How Tariffs Are Redefining Investment in 2025 California

How Tariffs Are Redefining Investment in 2025 California
  • calendar_today August 10, 2025
  • Investing

Tech, Trade, and Agriculture: How Tariffs Are Reshaping California’s Investment Landscape in 2025

In 2025, the U.S. implemented aggressive tariff policies, including a 104% tariff on Chinese imports and a 25% tariff on foreign automobiles (Reuters, April 3, 2025). These measures are significantly impacting California, where technology, trade, and agriculture play vital roles in the state’s $4 trillion economy.

Wall Street responded sharply. The Dow fell over 2,200 points, the S&P 500 dropped nearly 10%, and California-based investors especially in Silicon Valley and the Central Valley are reassessing their positions (The Guardian, April 5, 2025).

A Trade War Intensifies

Following the U.S. announcement, China retaliated with a 34% tariff on all American goods, while Canada imposed a 25% tariff on autos (AP News, April 4, 2025).

“We will not be blackmailed,” said a spokesperson for China’s Ministry of Commerce. “If the U.S. escalates, we will respond in kind.” — Reuters, April 4, 2025

Where California Is Most Affected

1. Technology and Semiconductor Supply Chains

Silicon Valley, the heart of America’s tech industry—is under intense pressure. Companies reliant on international supply chains are grappling with 25% import tariffs on semiconductors and hardware components.

Apple and NVIDIA have seen global share price fluctuations. Taiwan Semiconductor Manufacturing Company (TSMC), a major supplier, lost $117 billion in market value within days (Reuters, April 9, 2025).

“Reshoring discussions are now budget realities,” said a supply chain manager at a San Jose-based hardware startup.

2. Agriculture and Exports

California’s agricultural sector, responsible for over $50 billion in output, is struggling with reduced exports. China’s 34% retaliatory tariff has hit almonds, citrus, wine, and dairy—major exports from regions like Fresno, Modesto, and Napa Valley.

According to the USDA, FY2025 U.S. agricultural exports are projected at $170.5 billion—an increase from 2024 but far below prior benchmarks (USDA Outlook Report, March 2025).

“We’ve lost entire markets in Asia,” said a citrus grower in Tulare County. “Our produce is priced out.”

3. Ports and Logistics

The Ports of Los Angeles and Long Beach, which handle over 40% of U.S. container imports, have seen a sharp slowdown. Tariffs are reducing cargo volumes, increasing customs delays, and raising costs for California-based logistics companies.

Warehousing and intermodal transport businesses from the Inland Empire to Oakland are seeing decreased activity and thinner margins.
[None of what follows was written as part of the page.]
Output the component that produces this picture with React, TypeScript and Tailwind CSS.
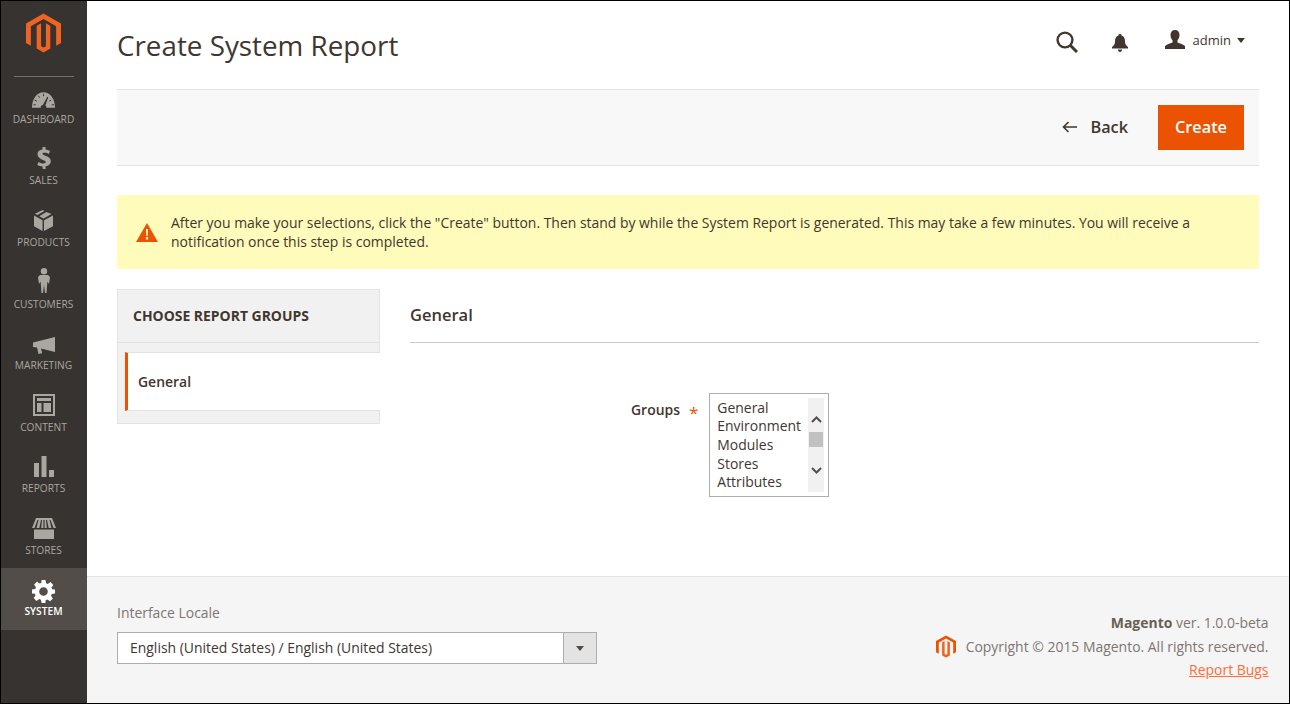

4. Automotive and Clean Energy Manufacturing

California’s clean energy and EV sectors—led by Tesla and emerging startups—are being impacted by tariffs on imported batteries, raw materials, and automotive components. Analysts predict a drop in U.S. auto sales by 2 million units in 2025 (Reuters, April 7, 2025), and California is no exception.

“Policy volatility is slowing the EV rollout,” said a clean-tech investor in Palo Alto.

Investor Sentiment in California: Risk-Off Mode

The Dow’s 2,200-point drop and S&P 500’s near 10% plunge have shaken California investors, particularly those exposed to tech and international trade (Bloomberg, April 8, 2025).

Gold prices rose by 1% to $3,010.39 per ounce, as portfolios moved toward stability (Reuters, April 9, 2025).

“It’s not just about volatility, it’s about rethinking fundamentals,” said Erin Simmons, strategist at JPMorgan Asset Management.

Short-Term Turbulence, Long-Term Opportunity?

California consumers are already seeing price hikes on smartphones, EVs, and imported goods. If tariffs continue into Q3, economists warn of possible stagflation, rising inflation combined with slow growth (Business Insider, April 6, 2025).

Still, some economists suggest California’s innovation capacity and federal reshoring incentives could eventually strengthen the state’s industrial base.

What California Investors Should Watch

In California, where innovation meets agriculture and global commerce—tariffs are forcing realignment in capital strategy. Trends are emerging in:

  • Domestic tech manufacturing and AI startups
  • Clean energy infrastructure projects
  • Farmland and water-rights investments
  • Port and logistics digitization ventures

The ability to adapt, diversify, and watch Washington as closely as Wall Street may be the smartest move California investors make in 2025.